The Benefits of Camp Schools with Students (Part 1)
The Benefits of Camp Schools with Students (Part 1)
There is no better way to help a student than to inspire them, and an unforgettable residential Camp School experience can do just that. It can offer a wonderful opportunity to open young minds and nurture their potential, to teach life skills, boost a sense of belonging, build confidence and create a better understanding of the world around them. Spending time away from home can also offer young students a chance to embrace adventure and take calculated risks, face new challenges, build self-esteem and make lifelong friends along the way.
Our Camp Schools certainly are considered an essential part of the educational curriculum and they are designed to support a variety of areas of learning in each child’s personal and social development too. This has been the fact for many decades here in Western Australia. No Government’s drastic “cost-cutting” measures can take that historical fact away from our communities, our schools, our teachers and most importantly our kids. Why on earth our Government decided to hand over six of the seven WA Camp Schools administration to Fairbridge WA Inc, is beyond all rational thought! Fairbridge, of all places. With a sketchy history of poor fiscal management and staffing issues over many decades, surely Fairbridge, would have been the last port of call. Maybe it was? Maybe nobody else wanted to take up this challenge? The Department of Sport & Recreation certainly didn't! Why not you ask? Isn't it obvious enough!

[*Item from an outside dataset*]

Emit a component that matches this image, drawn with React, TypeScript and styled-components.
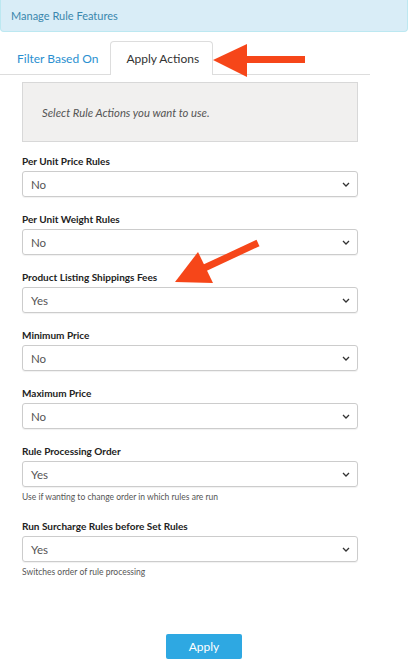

Terry Redman says it well, "They are moving from being government owned and government operated to being privately operated by a not-for-profit group, and the government is taking away $3.8 million and putting back $250,000. So, what is the proposition? The proposition is that we will go from six 'campsites' — not Camp Schools, using the Premier’s own words — that cost $3.8 million, to an educational provider, and presumably, in the Premier’s words, an “enhanced educational process” to what he says exists now, for only $250,000 a year. That does not add up. There is no way in the world that the kids who use these sites will get an outcome that is anything like positive."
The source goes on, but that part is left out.